Something like a large sheet comes down from heaven, and is spread out like a celestial picnic cloth; on it are animals that Peter is told to kill and eat: this is a problem for Peter, which characteristically he articulates: ‘I can’t do that, according to what I know to be holy’. The killing of animals by Jews was, and is, to make them ritually pure. But remember the criticism addressed to Peter was that he had already been defiled by eating with Gentiles. Excuse the pun, but Peter is caught between a rock and a hard place. Does fidelity to the Law of Moses trump fidelity to the driving of the Holy Spirit and faithfulness to Jesus? It is a decisive moment in the history of the church. Three times the voice from heaven declares that what God has made clean, Peter must not call profane. It is for not now about the food per se, it is about those with whom he can eat. This is church: sitting down to eat with people we might not, for all sorts of reasons, normally want to sit down with.

Peter has seen the table cloth of heaven. The creatures on it are immaterial, the point is that the table cloth of heaven is spread before him to teach him that God shows no partiality, and neither must he. He must eat with all who share the gift, as he says: ‘if then God gave [the Gentiles] the same gift that he gave us when we believed in the Lord Jesus Christ, who was I that I could hinder God?’ (Acts of the Apostles 11.17).
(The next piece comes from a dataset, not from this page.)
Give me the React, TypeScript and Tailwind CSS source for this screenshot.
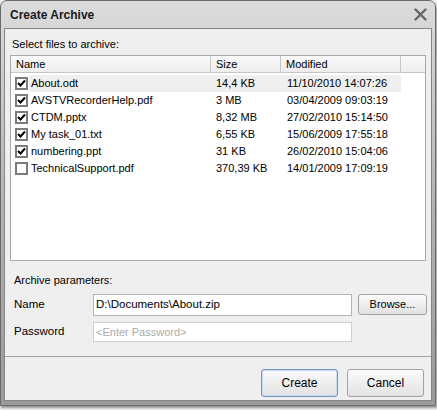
import React from 'react';

interface FileRow {
  name: string;
  size: string;
  modified: string;
  checked: boolean;
}

const files: FileRow[] = [
  { name: 'About.odt', size: '14,4 KB', modified: '11/10/2010 14:07:26', checked: true },
  { name: 'AVSTVRecorderHelp.pdf', size: '3 MB', modified: '03/04/2009 09:03:19', checked: true },
  { name: 'CTDM.pptx', size: '8,32 MB', modified: '27/02/2010 15:14:50', checked: true },
  { name: 'My task_01.txt', size: '6,55 KB', modified: '15/06/2009 17:55:18', checked: true },
  { name: 'numbering.ppt', size: '31 KB', modified: '26/02/2010 15:04:06', checked: true },
  { name: 'TechnicalSupport.pdf', size: '370,39 KB', modified: '14/01/2009 17:09:19', checked: false },
];

const CheckBox = ({ checked }: { checked: boolean }) => (
  <div className="w-[13px] h-[13px] border-2 border-[#7c7c7c] bg-white flex items-center justify-center shrink-0">
    {checked && (
      <svg width="9" height="9" viewBox="0 0 9 9">
        <path d="M1 4 L3.5 6.5 L8 1.5" fill="none" stroke="#000" strokeWidth="2" />
      </svg>
    )}
  </div>
);

const Button = ({ label, primary, className }: { label: string; primary?: boolean; className?: string }) => (
  <button
    className={`rounded-[3px] border bg-gradient-to-b from-[#fbfbfb] to-[#e2e2e2] text-black ${
      primary ? 'border-[#7a95c0] shadow-[inset_0_0_0_1px_#c8d8ee]' : 'border-[#a2a2a2]'
    } ${className ?? ''}`}
  >
    {label}
  </button>
);

export default function App() {
  return (
    <div
      className="w-[437px] h-[410px] bg-[#ececec] relative"
      style={{ fontFamily: '"Liberation Sans", Arial, sans-serif' }}
    >
      <div className="w-[436px] h-[406px] rounded-t-[7px] border border-[#6a6a6a] bg-gradient-to-b from-[#dcdcdc] via-[#b4b4b4] to-[#9a9a9a] flex flex-col shadow-[1px_2px_2px_rgba(0,0,0,0.35)]">
        {/* title bar */}
        <div className="h-[27px] flex items-center justify-between pl-[9px] pr-[8px] shrink-0">
          <span className="text-[12px] font-bold text-[#1a1a1a]">Create Archive</span>
          <svg width="13" height="13" viewBox="0 0 13 13">
            <path d="M1.5 1.5 L11.5 11.5 M11.5 1.5 L1.5 11.5" stroke="#666" strokeWidth="2.4" strokeLinecap="round" />
          </svg>
        </div>

        {/* body */}
        <div className="flex-1 mx-[3px] mb-[4px] bg-[#efefef] border border-[#858585] flex flex-col text-[11px] text-black">
          <div className="pl-[7px] pt-[7px] h-[26px]">Select files to archive:</div>

          {/* file list */}
          <div className="ml-[5px] w-[416px] h-[206px] bg-white border border-[#a8a8a8] flex flex-col">
            <div className="h-[17px] flex border-b border-[#c6c6c6] bg-gradient-to-b from-[#fafafa] to-[#ededed] shrink-0">
              <div className="w-[200px] pl-[5px] border-r border-[#c6c6c6] flex items-center">Name</div>
              <div className="w-[70px] pl-[5px] border-r border-[#c6c6c6] flex items-center">Size</div>
              <div className="w-[120px] pl-[5px] border-r border-[#c6c6c6] flex items-center">Modified</div>
              <div className="flex-1" />
            </div>
            <div className="pt-[2px]">
              {files.map((f, i) => (
                <div key={f.name} className="h-[17px] flex items-center">
                  <div className="w-[18px] pl-[4px] flex items-center">
                    <CheckBox checked={f.checked} />
                  </div>
                  <div className={`flex w-[372px] h-full items-center ${i === 0 ? 'bg-[#efefef]' : ''}`}>
                    <div className="w-[182px] pl-[2px]">{f.name}</div>
                    <div className="w-[70px] pl-[5px]">{f.size}</div>
                    <div className="w-[120px] pl-[6px]">{f.modified}</div>
                  </div>
                </div>
              ))}
            </div>
          </div>

          <div className="pl-[9px] pt-[11px] h-[33px]">Archive parameters:</div>

          <div className="flex items-center h-[22px] pl-[9px]">
            <div className="w-[79px] text-[11.5px]">Name</div>
            <div className="w-[259px] h-[22px] border border-[#b4b4b4] bg-white flex items-center pl-[2px] text-[11.5px]">
              D:\Documents\About.zip
            </div>
            <Button label="Browse..." className="ml-[6px] w-[69px] h-[21px] text-[11px] self-start" />
          </div>

          <div className="flex items-center h-[20px] pl-[9px] mt-[6px]">
            <div className="w-[79px] text-[11.5px]">Password</div>
            <div className="w-[259px] h-[20px] border border-[#cfcfcf] bg-white flex items-center pl-[2px] text-[#aaaaaa]">
              &lt;Enter Password&gt;
            </div>
          </div>

          <div className="mt-[14px] border-t border-[#a3a3a3]" />

          <div className="flex justify-end gap-[9px] pr-[7px] pt-[12px]">
            <Button label="Create" primary className="w-[77px] h-[28px] text-[12px]" />
            <Button label="Cancel" className="w-[77px] h-[28px] text-[12px]" />
          </div>
        </div>
      </div>
    </div>
  );
}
Peter came to see that the Covenant God had made with Israel now encompassed all peoples, and languages and nations. This is how heaven will look and Peter has glimpsed heaven itself.

The table cloth of heaven is spread on the altar at the Eucharist as we come to share table fellowship together with the Lamb of God, Christ our Passover, at the heart of all we do. Sharing in the life of the forgiving victim, the scapegoat who saves us means we can no longer create victims, for God shows no partiality; it means that we cannot claim God as our possession, like the child with teddy, but rather that all that God is possesses us and draws us as forerunners of the coming kingdom which has at its heart the banquet of the Lamb; and blessed are all those who are called to his supper.